You also use logic. Admire that. Not many people your age understand logical reasoning and progression.
He has, I'm sure, he's as smart a poster as we have.

What it appears he has not studied is history, specificly that of World War II.

First, he is incorrect, Stalin was indeed aggressively seeking to export his rule, in Finland, and in Poland (Molotov Agreement anyone?) and in the regions just north of the middle east, as well as in the Soviet Pacific region.

Second, he is incorrect that it was a binary "Support Stalin = Win, Denounce Stalin = Lose" scenario. That is horribly inaccurate in the facts. Almost as wrong as the claim (not made here) that "The U.S. Won the War". Devil is in the details, not generalizations.

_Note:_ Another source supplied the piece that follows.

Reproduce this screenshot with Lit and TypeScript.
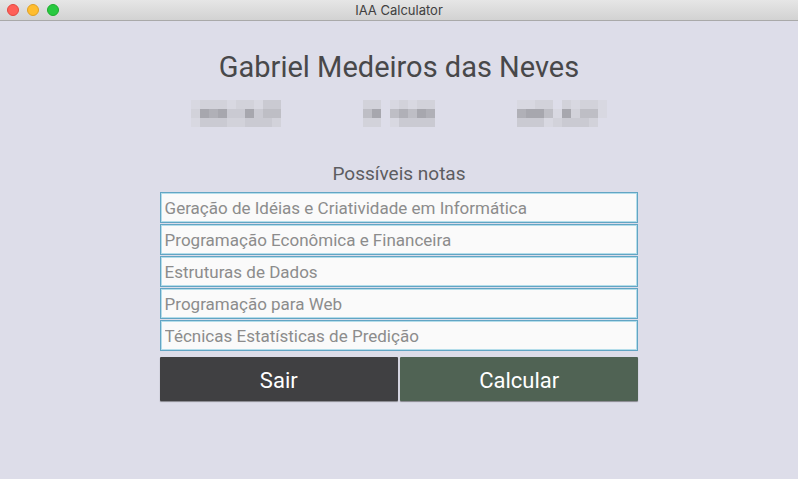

Third, he has apparently never heard nor read that the US was, in fact, aware to some degree of the death camps Germany operated and was more than well aware of the "final solution" itself, as the Nazi were not exactly secretive about it (neuremburg laws, hitlers speaches, etc), and did not push or specificly publicise the details in a way we'd expect today. Motivation of FDR died with him on that front, all we have is speculation.

Fourth, he ignores the costs of inacation against Stalin, before, during or after, led to in the 50 years of Cold (sometimes Hot) War between the Soviet Union and United States, including nuclear proliferation and at least two big wars (Korea and Vietnam) and their subsequent lowering of U.S. prestige and confidence, and the resulting/concurrent social shifts, and it's role as a primary and ongoing source of today's big issue of Islamic Radicalization/Terrorism.

In the end, he cannot be more wrong, in historic, bodycount, terms and in moral terms, when he tries to claim that Hitler and Stalin were not the same. They were, in far more ways than one. And certainly in their moral flexabillity when it came to the value of life and their own personal power and how it was best maintained.

It is exactly this "lesser of two evils is our friend" mindset that has, IMO, been the bane of everything the United States has done since the end of WWI, and continues to bite us in the ass geopolitically to this day.

Last edited by Warfish; 09-12-2012 at 11:34 PM.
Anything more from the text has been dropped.